Commissioner Dan Engelhart: cemetery analogies require evidence

Commissioner Dan Engelhart represents District 1.

Commissioner Dan Engelhart, Minneapolis Park and Recreation Board District 1.

Commissioner Dan Engelhart

Commissioner Dan Engelhart represents District 1. His reported cemetery and sacred-place analogies make the factual predicate especially important: if MPRB is relying on a burial-site claim, it must disclose the nonconfidential basis for that claim. Image source/credit.4

District 1 Phone: 612-230-6443, Extension 1 Email: dengelhart@minneapolisparks.org

Commissioner Dan Engelhart represents District 1. Public reporting quotes Commissioner Engelhart supporting closure after learning about the site and comparing off-leash dogs at the OLDP to dogs at cemeteries and sacred places.67

The cemetery analogy is powerful because it implies known graves.

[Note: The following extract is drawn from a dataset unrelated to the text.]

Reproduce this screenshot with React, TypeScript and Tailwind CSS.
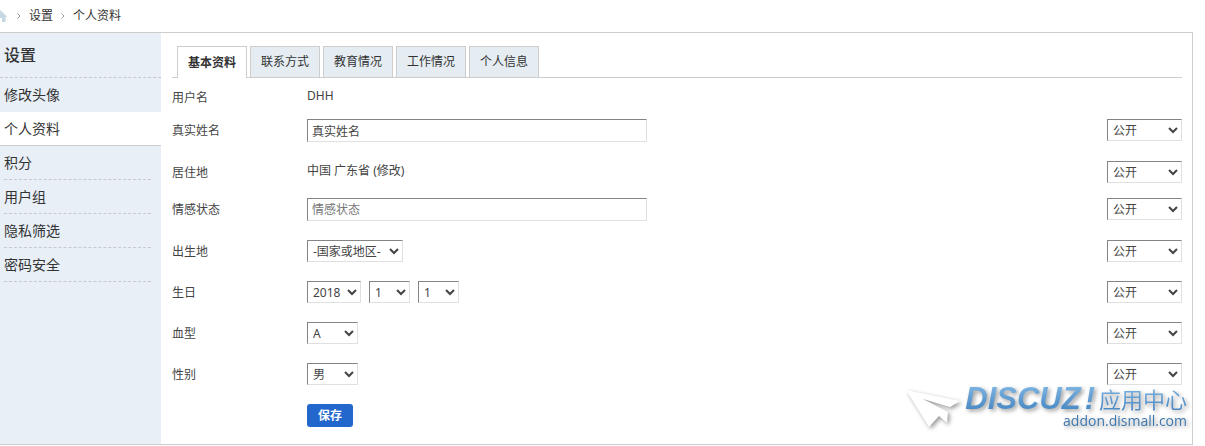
import { useState } from "react";

const menu = ["修改头像", "个人资料", "积分", "用户组", "隐私筛选", "密码安全"];

const tabs = ["基本资料", "联系方式", "教育情况", "工作情况", "个人信息"];

const fieldBorder =
  "border border-t-[#848484] border-l-[#848484] border-r-[#e0e0e0] border-b-[#e0e0e0] bg-white text-[#444]";

type SelectProps = {
  id?: string;
  label?: string;
  options: string[];
  className: string;
};

const Select = ({ id, label, options, className }: SelectProps) => {
  return (
    <select
      id={id}
      aria-label={label}
      className={`${fieldBorder} block h-[22px] p-px text-xs ${className}`}
    >
      {options.map((o) => (
        <option key={o}>{o}</option>
      ))}
    </select>
  );
};

type RowProps = {
  label: string;
  id?: string;
  height: string;
  privacy?: boolean;
  children: React.ReactNode;
};

const Row = ({ label, id, height, privacy = true, children }: RowProps) => {
  return (
    <div className={`flex items-start pt-2 ${height}`}>
      <div className="w-[135px] shrink-0 leading-6">
        {id ? <label htmlFor={id}>{label}</label> : label}
      </div>
      <div className="flex flex-1 gap-2">{children}</div>
      {privacy && (
        <Select
          label={`${label} 隐私`}
          options={["公开", "好友可见", "保密"]}
          className="w-[75px]"
        />
      )}
    </div>
  );
};

const Arrow = () => (
  <svg width="4" height="6" viewBox="0 0 4 6" fill="none" stroke="#999">
    <path d="M.5.5 3 3 .5 5.500" />
  </svg>
);

const Breadcrumb = () => {
  return (
    <nav className="flex h-8 items-center text-xs text-[#333]">
      <a href="#" aria-label="首页" className="mr-[9px]">
        <svg width="8" height="14" viewBox="8 0 8 14" fill="#c5d8e4">
          <path d="M8 1 15.500 8H13.500V13H10V9H8Z" />
        </svg>
      </a>
      <Arrow />
      <a href="#" className="mx-2">
        设置
      </a>
      <Arrow />
      <a href="#" className="ml-2">
        个人资料
      </a>
    </nav>
  );
};

const Sidebar = ({ active, onChange }: { active: string; onChange: (m: string) => void }) => {
  return (
    <aside className="w-[161px] shrink-0 bg-[#e8eff7] text-[#333]">
      <h2 className="h-[45px] border-b border-dashed border-[#c5cad0] pl-1 text-base leading-[44px] font-medium">
        设置
      </h2>
      <ul className="text-sm leading-[33px]">
        {menu.map((m, i) => {
          const on = m === active;
          const beforeActive = menu[i + 1] === active;
          return (
            <li
              key={m}
              className={
                on
                  ? "h-[34px] border-b border-[#cdcdcd] bg-white pl-1"
                  : "h-[34px] pr-[10px] pl-1"
              }
            >
              <a
                href="#"
                onClick={() => onChange(m)}
                className={
                  on || beforeActive
                    ? "block"
                    : "block h-[34px] border-b border-dashed border-[#c5cad0]"
                }
              >
                {m}
              </a>
            </li>
          );
        })}
      </ul>
    </aside>
  );
};

const Watermark = () => {
  return (
    <div className="pointer-events-none absolute right-[5px] bottom-[14px] flex items-start gap-1 drop-shadow-[2px_2px_2px_rgba(0,0,0,0.4)]">
      <svg width="56" height="40" viewBox="0 0 56 40" className="mt-1" fill="#fff">
        <path d="M1 1 55 12 45 18 18 10 43 23 42 34 34 27 24 38Z" />
      </svg>
      <div className="text-right">
        <div className="flex h-[27px] items-center bg-linear-to-b from-[#7eb5e2] to-[#4585c2] bg-clip-text text-transparent">
          <span className="font-['Liberation_Sans'] text-[31px] leading-7 font-bold italic">DISCUZ</span>
          <span className="ml-1 font-['Liberation_Sans'] text-[31px] leading-7 font-bold italic">!</span>
          <span className="ml-1 text-[22px] leading-6">应用中心</span>
        </div>
        <div className="font-['Open_Sans'] text-sm leading-[18px] text-[#3d78b0]">addon.dismall.com</div>
      </div>
    </div>
  );
};

const App = () => {
  const [page, setPage] = useState("个人资料");
  const [tab, setTab] = useState("基本资料");

  return (
    <div className="overflow-hidden bg-white pr-3 font-['Noto_Sans','Noto_Sans_CJK_SC',sans-serif] text-xs text-[#444]">
      <Breadcrumb />
      <div className="relative flex border border-l-0 border-[#cdcdcd]">
        <Sidebar active={page} onChange={setPage} />
        <main className="flex-1 pt-[13px] pr-[10px] pb-2 pl-[11px]">
          <div className="flex h-8 gap-[3px] border-b border-[#cdcdcd] pl-[5px]">
            {tabs.map((t) => (
              <button
                key={t}
                type="button"
                onClick={() => setTab(t)}
                className={
                  t === tab
                    ? "h-8 w-[70px] border border-b-0 border-[#cdcdcd] bg-white font-bold text-[#333]"
                    : "h-8 w-[70px] border border-[#cdcdcd] bg-[#e5edf2] text-[#333]"
                }
              >
                {t}
              </button>
            ))}
          </div>

          <form onSubmit={(e) => e.preventDefault()}>
            <Row label="用户名" height="h-[33px]" privacy={false}>
              <span className="leading-5">DHH</span>
            </Row>
            <Row label="真实姓名" id="realname" height="h-[42px]">
              <input
                id="realname"
                defaultValue="真实姓名"
                className={`${fieldBorder} h-[23px] w-[340px] px-1`}
              />
            </Row>
            <Row label="居住地" height="h-[37px]">
              <span className="leading-5">
                中国 广东省 (<a href="#">修改</a>)
              </span>
            </Row>
            <Row label="情感状态" id="affective" height="h-[42px]">
              <input
                id="affective"
                placeholder="情感状态"
                className={`${fieldBorder} h-[23px] w-[340px] px-1 placeholder:text-[#777]`}
              />
            </Row>
            <Row label="出生地" id="birthplace" height="h-[41px]">
              <Select id="birthplace" options={["-国家或地区-", "中国"]} className="w-24" />
            </Row>
            <Row label="生日" id="birthyear" height="h-[41px]">
              <Select id="birthyear" options={["2018", "2017", "2016"]} className="w-[54px]" />
              <Select label="月" options={["1", "2", "3"]} className="w-[41px]" />
              <Select label="日" options={["1", "2", "3"]} className="w-[41px]" />
            </Row>
            <Row label="血型" id="bloodtype" height="h-[41px]">
              <Select id="bloodtype" options={["A", "B", "AB", "O"]} className="w-[51px]" />
            </Row>
            <Row label="性别" id="gender" height="h-[41px]">
              <Select id="gender" options={["男", "女", "保密"]} className="w-[51px]" />
            </Row>
            <Row label="" height="h-[40px]" privacy={false}>
              <button type="submit" className="h-[23px] w-[46px] rounded-[3px] bg-[#2366cc] font-bold text-white">
                保存
              </button>
            </Row>
          </form>
        </main>
        <Watermark />
      </div>
    </div>
  );
};

export default App;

That is why it cannot be used loosely.

If the OLDP contains confirmed or assessed burial sites, MPRB must disclose that in nonconfidential terms and identify the authority, process, confidence level, boundary, and remedy.

If the OLDP does not contain confirmed or assessed burial sites, commissioners should not use cemetery language as though closure is legally compelled by known graves.

Unknown archaeological potential is not a cemetery.

Traditional Cultural Place significance is not the same as a mapped burial ground.

A sacred-landscape concern is not the same as a burial-site determination.

Commissioner Engelhart must answer

  • Is the cemetery analogy based on a confirmed burial-site determination?
  • Is it based on suspected burials, archaeological sensitivity, Traditional Cultural Place significance, ceremony, or broader sacred-landscape concerns?
  • What nonconfidential record supports the analogy?
  • Why is full decommissioning required?
  • Why would targeted protection be insufficient?
  • Why is leashed-dog access still acceptable if the issue is dogs in a sacred place?

Commissioners cannot rely on cemetery rhetoric while withholding the burial-site predicate.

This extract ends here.